** start of Data segment **

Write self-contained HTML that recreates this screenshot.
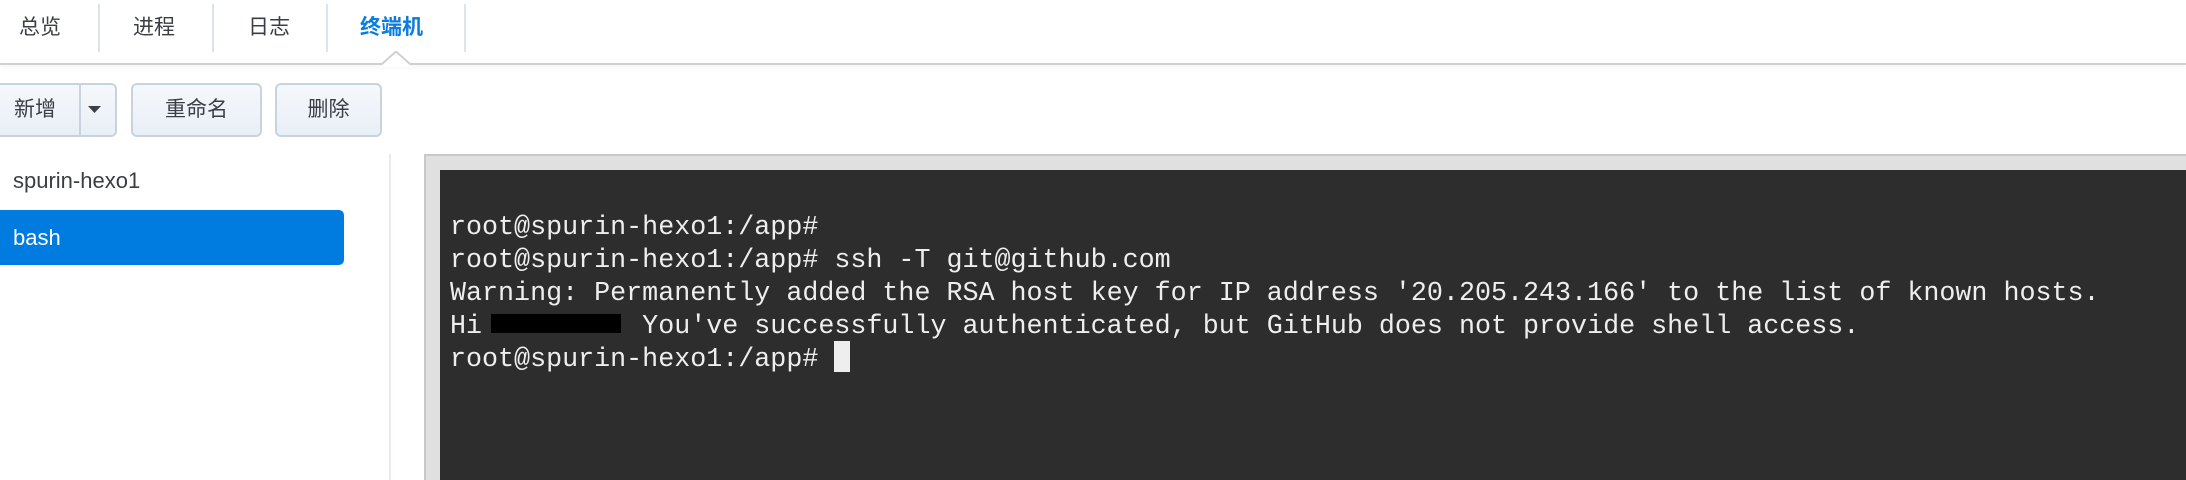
<!DOCTYPE html>
<html><head><meta charset="utf-8"><style>
*{margin:0;padding:0;box-sizing:border-box}
body{width:2186px;height:480px;background:#fff;position:relative;overflow:hidden;font-family:"Liberation Sans","Noto Sans CJK SC",sans-serif;color:#333}
.tab{position:absolute;top:10px;font-size:21px;line-height:36px;color:#3b3f45}
.div{position:absolute;top:4px;width:2px;height:48px;background:#dde4ec}
.bar{position:absolute;left:0;top:63px;width:2186px;height:2px;background:#d0d0d0;box-shadow:0 2px 3px rgba(0,0,0,.06)}
.btn{position:absolute;top:83px;height:54px;border:2px solid #c9d3dd;border-radius:6px;background:linear-gradient(#f5f8fc,#e9eff7);font-size:21px;line-height:50px;text-align:center;color:#3b3f45}
.term{position:absolute;left:440px;top:170px;width:1746px;height:310px;background:#2d2d2d}
pre{position:absolute;left:450px;top:212px;font-family:"Liberation Mono","Courier New",monospace;font-size:26.7px;line-height:33px;color:#eee}
</style></head><body>
<div class="tab" style="left:19px">总览</div>
<div class="div" style="left:98px"></div>
<div class="tab" style="left:133px">进程</div>
<div class="div" style="left:212px"></div>
<div class="tab" style="left:248px">日志</div>
<div class="div" style="left:326px"></div>
<div class="tab" style="left:360px;color:#0a7be0;font-weight:bold">终端机</div>
<div class="div" style="left:464px"></div>
<div class="bar"></div>
<svg style="position:absolute;left:382px;top:51px" width="28" height="16"><path d="M0 14 L14 1 L28 14 L28 16 L0 16Z" fill="#fff"/><path d="M0 13 L14 0.5 L28 13" stroke="#d0d0d0" stroke-width="2" fill="none"/></svg>
<div class="btn" style="left:-6px;width:123px"><span style="position:absolute;left:18px">新增</span><span style="position:absolute;left:83px;top:0;width:2px;height:50px;background:#c9d3dd"></span><svg style="position:absolute;left:92px;top:21px" width="14" height="8"><path d="M0 0H13L6.5 7Z" fill="#3b3f45"/></svg></div>
<div class="btn" style="left:131px;width:131px">重命名</div>
<div class="btn" style="left:275px;width:107px">删除</div>
<div style="position:absolute;left:13px;top:166px;font-size:22px;line-height:30px;color:#3b3f45">spurin-hexo1</div>
<div style="position:absolute;left:0;top:210px;width:344px;height:55px;background:#007be0;border-radius:0 5px 5px 0;color:#fff;font-size:22px;line-height:55px;padding-left:13px">bash</div>
<div style="position:absolute;left:389px;top:154px;width:2px;height:326px;background:#e6e9ee"></div>
<div style="position:absolute;left:424px;top:154px;width:1762px;height:326px;background:#e0e0e0;border-top:2px solid #c8c8c8;border-left:2px solid #c8c8c8"></div>
<div class="term"></div>
<pre>root@spurin-hexo1:/app#
root@spurin-hexo1:/app# ssh -T git@github.com
Warning: Permanently added the RSA host key for IP address '20.205.243.166' to the list of known hosts.
Hi          You've successfully authenticated, but GitHub does not provide shell access.
root@spurin-hexo1:/app# </pre>
<div style="position:absolute;left:491px;top:314px;width:130px;height:19px;background:#000"></div>
<div style="position:absolute;left:834px;top:341px;width:16px;height:31px;background:#eee"></div>
</body></html>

** end of Data segment **

**Task instructions:**
Without the images, write out each line of the data verbatim.

**Complete answer:**
Write self-contained HTML that recreates this screenshot.
<!DOCTYPE html>
<html><head><meta charset="utf-8"><style>
*{margin:0;padding:0;box-sizing:border-box}
body{width:2186px;height:480px;background:#fff;position:relative;overflow:hidden;font-family:"Liberation Sans","Noto Sans CJK SC",sans-serif;color:#333}
.tab{position:absolute;top:10px;font-size:21px;line-height:36px;color:#3b3f45}
.div{position:absolute;top:4px;width:2px;height:48px;background:#dde4ec}
.bar{position:absolute;left:0;top:63px;width:2186px;height:2px;background:#d0d0d0;box-shadow:0 2px 3px rgba(0,0,0,.06)}
.btn{position:absolute;top:83px;height:54px;border:2px solid #c9d3dd;border-radius:6px;background:linear-gradient(#f5f8fc,#e9eff7);font-size:21px;line-height:50px;text-align:center;color:#3b3f45}
.term{position:absolute;left:440px;top:170px;width:1746px;height:310px;background:#2d2d2d}
pre{position:absolute;left:450px;top:212px;font-family:"Liberation Mono","Courier New",monospace;font-size:26.7px;line-height:33px;color:#eee}
</style></head><body>
<div class="tab" style="left:19px">总览</div>
<div class="div" style="left:98px"></div>
<div class="tab" style="left:133px">进程</div>
<div class="div" style="left:212px"></div>
<div class="tab" style="left:248px">日志</div>
<div class="div" style="left:326px"></div>
<div class="tab" style="left:360px;color:#0a7be0;font-weight:bold">终端机</div>
<div class="div" style="left:464px"></div>
<div class="bar"></div>
<svg style="position:absolute;left:382px;top:51px" width="28" height="16"><path d="M0 14 L14 1 L28 14 L28 16 L0 16Z" fill="#fff"/><path d="M0 13 L14 0.5 L28 13" stroke="#d0d0d0" stroke-width="2" fill="none"/></svg>
<div class="btn" style="left:-6px;width:123px"><span style="position:absolute;left:18px">新增</span><span style="position:absolute;left:83px;top:0;width:2px;height:50px;background:#c9d3dd"></span><svg style="position:absolute;left:92px;top:21px" width="14" height="8"><path d="M0 0H13L6.5 7Z" fill="#3b3f45"/></svg></div>
<div class="btn" style="left:131px;width:131px">重命名</div>
<div class="btn" style="left:275px;width:107px">删除</div>
<div style="position:absolute;left:13px;top:166px;font-size:22px;line-height:30px;color:#3b3f45">spurin-hexo1</div>
<div style="position:absolute;left:0;top:210px;width:344px;height:55px;background:#007be0;border-radius:0 5px 5px 0;color:#fff;font-size:22px;line-height:55px;padding-left:13px">bash</div>
<div style="position:absolute;left:389px;top:154px;width:2px;height:326px;background:#e6e9ee"></div>
<div style="position:absolute;left:424px;top:154px;width:1762px;height:326px;background:#e0e0e0;border-top:2px solid #c8c8c8;border-left:2px solid #c8c8c8"></div>
<div class="term"></div>
<pre>root@spurin-hexo1:/app#
root@spurin-hexo1:/app# ssh -T git@github.com
Warning: Permanently added the RSA host key for IP address '20.205.243.166' to the list of known hosts.
Hi          You've successfully authenticated, but GitHub does not provide shell access.
root@spurin-hexo1:/app# </pre>
<div style="position:absolute;left:491px;top:314px;width:130px;height:19px;background:#000"></div>
<div style="position:absolute;left:834px;top:341px;width:16px;height:31px;background:#eee"></div>
</body></html>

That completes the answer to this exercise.